Comment 115 for bug 502610

Revision history for this message
In , Akiro (akiro) wrote :

(In reply to comment #98)
> again, I think we are talking on different pages.
> What you want to propose is to change the fontconfig config file
> basic schemes, and what I want is to renovate it and fine-tune.

Sure. then my counter-proposal is to do that in your favorite distros. it's not something should be done upstream IMHO. I could start discussing this on another bug. but it's pretty opposite proposal to this, because once it gets approved, it eventually gets rid of your efforts too.

> I personally don't think your "other-font-names-free-rule" is
> sufficient to handle the complex CJK situations. In addition,
> using the basic rules I proposed does not conflict to
> what you want to do. The only difference is that fontconfig
> has some basic memory about good and bad fonts, and your
> approach erase all the memories of fontconfig, and
> font packagers make all the decisions by manipulating the
> priority numbers.

Right. because 65-nonlatin.conf prevents sane working on the separate config file idea. which means actually conflicting on it. otherwise we don't even need to get rid of it right.

> Also, if the packager for Font A think it is better
> than Font B, and the packager for B think opposite.
> How would you solve it? let them fight by competing
> the priority numbers?

The decision is up to the users or the distros. that's why I don't like to put the kind of the rules upstream. and it's not what upstream would worry about.

> it doesn't. just name your file with a priority less than 65.
> if you name it bigger than 65, then use prepend_first in your rules.

Once starting to use prepend_first, and if one wants to modify the order over it, all of fonts eventually will depends on prepend_first. it's not the right solution. it's a kind of a hack.

> on the opposite, because it is centralized, it is easier
> for users to modify.

I meant the syntax-wise etc. changing the priority order in the filename is much easier for that purpose.

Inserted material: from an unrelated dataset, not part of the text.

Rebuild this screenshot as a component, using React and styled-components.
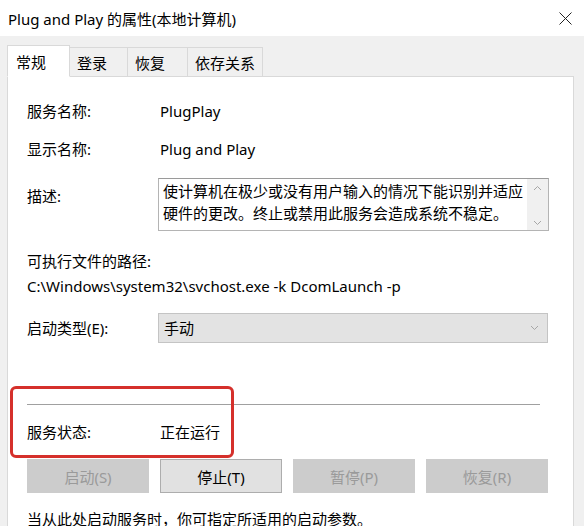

> The most frustrating thing
> using fontconfig is that when I modify one place to set
> font orders, the rules never work because multiple other
> config files overwrite it. It is impossible for ordinary
> users to trace which one is actually functioning. The
> approach you proposed is very likely leading to increasing
> frustrations of such kind.

Not really. if we have simple rule for the font per a file, it should be easy to keep it on track with the debugging message, because any other changes for the font won't happens after that. having many rules in the different files would rather makes more complex to find out where it's really affected.

>
> > - plus, need to modify two files to change the order at least. 65-nonlatin.conf
> > (or similar) and the prefix priority in separate config file from the font
> > package.
> >
>
> no

With prepend_first? I was assuming the situation on what Fedora do, but anyway.